WORK TO DO. List each line of the data that holds the word "this".

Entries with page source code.
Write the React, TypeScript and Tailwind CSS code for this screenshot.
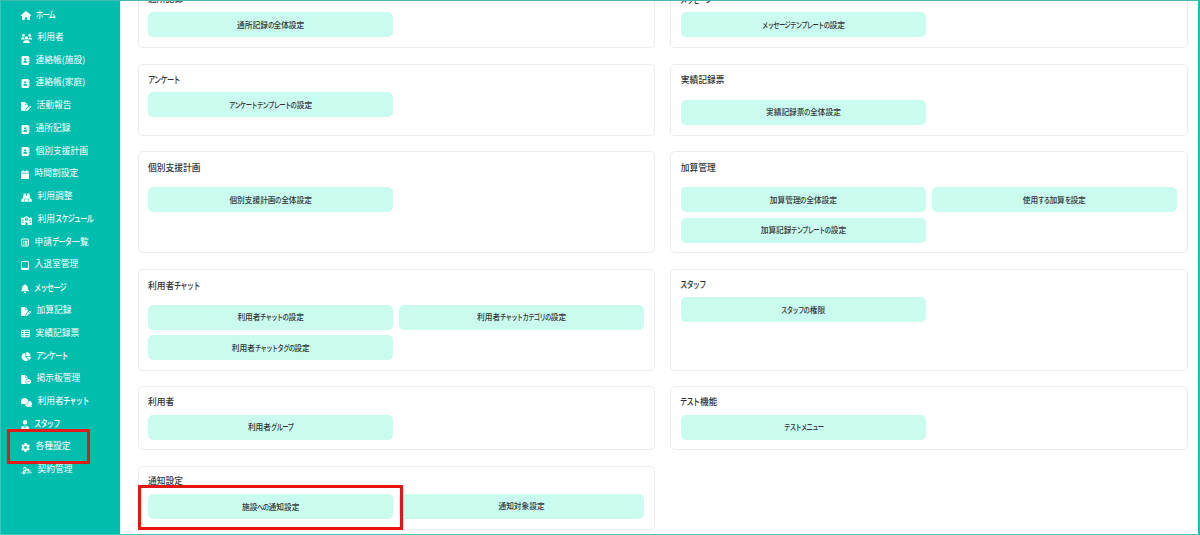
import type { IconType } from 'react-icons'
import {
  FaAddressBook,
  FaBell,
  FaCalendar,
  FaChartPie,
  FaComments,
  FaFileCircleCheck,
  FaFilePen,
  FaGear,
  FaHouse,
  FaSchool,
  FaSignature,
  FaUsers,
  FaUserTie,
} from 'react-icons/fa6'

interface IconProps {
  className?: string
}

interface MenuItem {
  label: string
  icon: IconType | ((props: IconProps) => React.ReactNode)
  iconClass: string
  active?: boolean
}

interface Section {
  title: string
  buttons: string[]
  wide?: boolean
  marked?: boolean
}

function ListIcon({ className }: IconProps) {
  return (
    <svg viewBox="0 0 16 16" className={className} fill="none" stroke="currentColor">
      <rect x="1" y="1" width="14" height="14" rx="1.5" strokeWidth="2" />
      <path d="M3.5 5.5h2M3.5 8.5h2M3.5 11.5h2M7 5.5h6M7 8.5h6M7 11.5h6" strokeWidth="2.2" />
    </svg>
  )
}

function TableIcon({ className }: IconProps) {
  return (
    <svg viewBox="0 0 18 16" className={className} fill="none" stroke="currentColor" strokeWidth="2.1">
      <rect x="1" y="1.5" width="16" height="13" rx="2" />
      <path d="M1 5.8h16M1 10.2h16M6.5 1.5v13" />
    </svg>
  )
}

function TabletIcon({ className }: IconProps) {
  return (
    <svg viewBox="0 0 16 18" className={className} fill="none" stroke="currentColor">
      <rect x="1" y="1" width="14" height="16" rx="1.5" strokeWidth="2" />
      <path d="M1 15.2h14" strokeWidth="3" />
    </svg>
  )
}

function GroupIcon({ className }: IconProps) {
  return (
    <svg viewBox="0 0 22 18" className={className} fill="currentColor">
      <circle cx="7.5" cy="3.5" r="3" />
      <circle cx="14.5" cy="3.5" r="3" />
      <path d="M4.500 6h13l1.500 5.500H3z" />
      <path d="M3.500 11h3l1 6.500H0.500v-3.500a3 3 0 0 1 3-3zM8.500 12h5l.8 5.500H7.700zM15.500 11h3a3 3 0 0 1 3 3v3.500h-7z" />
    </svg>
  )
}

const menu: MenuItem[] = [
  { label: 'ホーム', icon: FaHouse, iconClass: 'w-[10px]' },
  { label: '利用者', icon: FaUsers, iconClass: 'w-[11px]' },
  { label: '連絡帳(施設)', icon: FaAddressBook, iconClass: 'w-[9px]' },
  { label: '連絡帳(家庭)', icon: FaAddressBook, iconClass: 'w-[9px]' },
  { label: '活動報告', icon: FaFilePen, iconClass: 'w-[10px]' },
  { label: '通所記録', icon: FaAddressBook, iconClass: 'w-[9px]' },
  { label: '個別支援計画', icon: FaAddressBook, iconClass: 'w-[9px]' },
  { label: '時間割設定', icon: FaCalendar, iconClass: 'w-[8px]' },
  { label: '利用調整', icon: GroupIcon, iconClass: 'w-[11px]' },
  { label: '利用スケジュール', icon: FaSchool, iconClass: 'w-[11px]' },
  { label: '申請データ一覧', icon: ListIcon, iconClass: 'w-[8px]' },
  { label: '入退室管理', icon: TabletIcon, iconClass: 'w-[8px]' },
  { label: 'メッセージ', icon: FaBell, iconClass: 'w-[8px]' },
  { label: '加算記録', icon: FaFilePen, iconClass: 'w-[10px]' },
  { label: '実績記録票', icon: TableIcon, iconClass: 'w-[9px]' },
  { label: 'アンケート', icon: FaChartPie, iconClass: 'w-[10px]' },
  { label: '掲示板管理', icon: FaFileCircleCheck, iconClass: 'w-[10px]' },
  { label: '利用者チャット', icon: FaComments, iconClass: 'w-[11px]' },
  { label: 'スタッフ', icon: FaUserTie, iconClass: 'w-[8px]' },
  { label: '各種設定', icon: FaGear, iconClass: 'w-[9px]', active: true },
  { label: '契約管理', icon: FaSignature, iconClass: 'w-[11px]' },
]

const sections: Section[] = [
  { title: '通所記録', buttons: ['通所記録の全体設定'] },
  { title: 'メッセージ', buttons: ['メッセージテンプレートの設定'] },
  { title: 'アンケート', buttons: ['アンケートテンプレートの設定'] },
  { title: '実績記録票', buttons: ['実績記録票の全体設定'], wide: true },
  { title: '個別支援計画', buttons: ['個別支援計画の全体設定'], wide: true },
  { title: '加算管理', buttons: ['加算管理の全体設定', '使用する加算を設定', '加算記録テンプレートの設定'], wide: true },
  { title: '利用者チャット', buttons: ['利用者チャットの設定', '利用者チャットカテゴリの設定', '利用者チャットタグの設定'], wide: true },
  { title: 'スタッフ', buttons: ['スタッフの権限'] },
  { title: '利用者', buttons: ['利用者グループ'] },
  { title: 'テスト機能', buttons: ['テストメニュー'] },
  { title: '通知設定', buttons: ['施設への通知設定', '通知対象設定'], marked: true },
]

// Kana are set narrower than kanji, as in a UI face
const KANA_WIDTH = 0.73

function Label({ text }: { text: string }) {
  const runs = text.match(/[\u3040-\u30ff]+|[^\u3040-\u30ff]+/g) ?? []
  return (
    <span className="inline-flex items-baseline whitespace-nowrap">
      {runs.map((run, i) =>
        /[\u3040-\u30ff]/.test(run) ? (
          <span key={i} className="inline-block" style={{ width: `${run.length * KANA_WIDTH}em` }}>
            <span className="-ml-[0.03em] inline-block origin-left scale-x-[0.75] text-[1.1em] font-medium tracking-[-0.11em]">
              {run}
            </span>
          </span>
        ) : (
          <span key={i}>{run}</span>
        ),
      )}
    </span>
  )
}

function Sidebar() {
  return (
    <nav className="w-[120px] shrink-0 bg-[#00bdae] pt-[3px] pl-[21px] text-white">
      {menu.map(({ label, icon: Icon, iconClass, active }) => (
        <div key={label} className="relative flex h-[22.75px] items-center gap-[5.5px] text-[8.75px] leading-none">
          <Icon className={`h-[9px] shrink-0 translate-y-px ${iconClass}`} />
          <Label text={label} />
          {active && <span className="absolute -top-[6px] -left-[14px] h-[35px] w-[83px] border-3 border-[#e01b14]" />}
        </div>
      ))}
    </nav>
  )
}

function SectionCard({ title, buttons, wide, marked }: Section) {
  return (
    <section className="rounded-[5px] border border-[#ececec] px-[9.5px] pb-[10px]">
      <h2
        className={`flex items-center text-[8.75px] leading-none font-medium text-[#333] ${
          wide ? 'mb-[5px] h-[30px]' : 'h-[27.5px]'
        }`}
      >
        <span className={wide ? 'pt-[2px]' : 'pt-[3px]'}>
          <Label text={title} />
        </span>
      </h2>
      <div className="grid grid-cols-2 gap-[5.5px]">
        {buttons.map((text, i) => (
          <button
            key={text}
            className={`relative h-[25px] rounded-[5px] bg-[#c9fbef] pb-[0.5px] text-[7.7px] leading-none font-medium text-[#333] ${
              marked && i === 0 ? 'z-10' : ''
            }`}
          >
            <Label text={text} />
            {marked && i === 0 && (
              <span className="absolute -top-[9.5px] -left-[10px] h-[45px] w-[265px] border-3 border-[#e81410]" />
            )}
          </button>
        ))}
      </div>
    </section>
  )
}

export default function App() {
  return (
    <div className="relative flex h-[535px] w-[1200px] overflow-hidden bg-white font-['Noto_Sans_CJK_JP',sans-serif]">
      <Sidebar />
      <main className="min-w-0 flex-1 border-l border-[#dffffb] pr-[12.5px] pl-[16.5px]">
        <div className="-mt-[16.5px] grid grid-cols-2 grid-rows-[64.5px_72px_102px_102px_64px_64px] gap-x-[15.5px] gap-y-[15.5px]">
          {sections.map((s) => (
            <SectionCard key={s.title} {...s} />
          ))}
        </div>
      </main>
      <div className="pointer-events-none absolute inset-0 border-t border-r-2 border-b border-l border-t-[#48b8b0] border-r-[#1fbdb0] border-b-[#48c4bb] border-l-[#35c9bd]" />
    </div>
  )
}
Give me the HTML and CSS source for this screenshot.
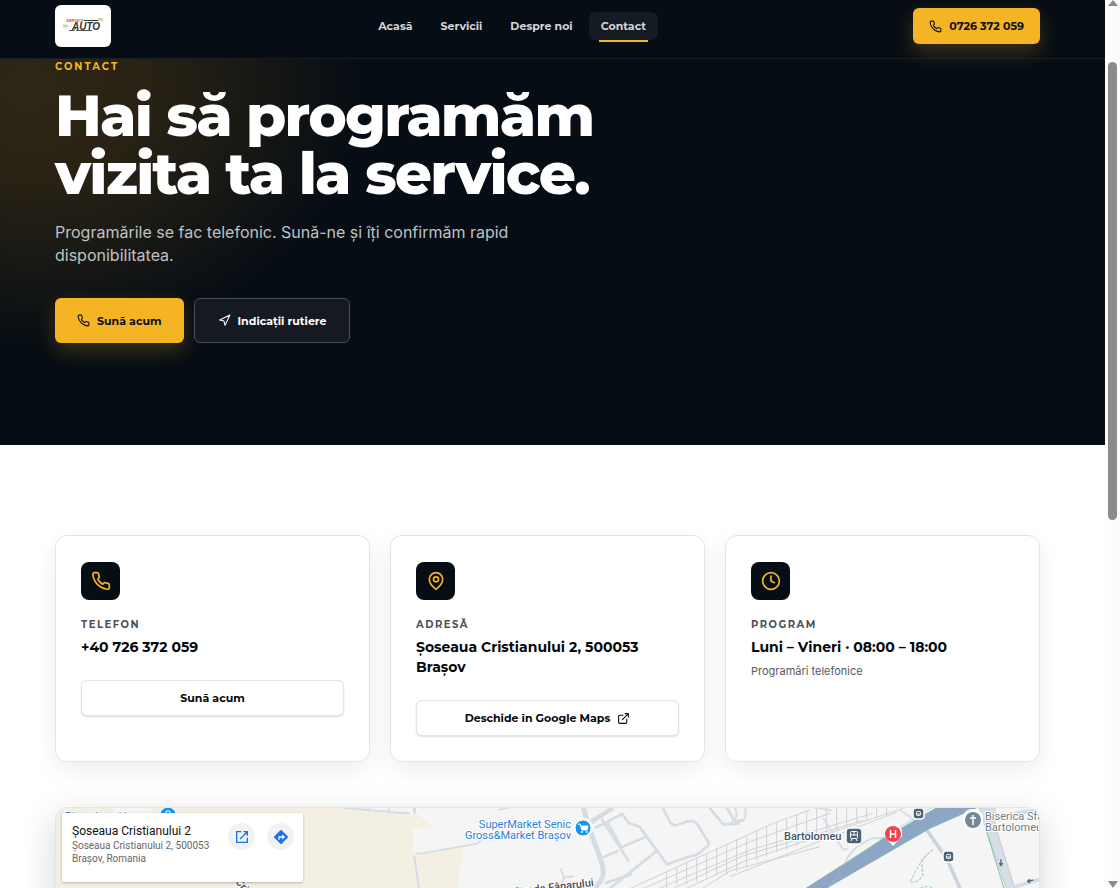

TASK ANSWER.
Write the React, TypeScript and Tailwind CSS code for this screenshot.
Give me the HTML and CSS source for this screenshot.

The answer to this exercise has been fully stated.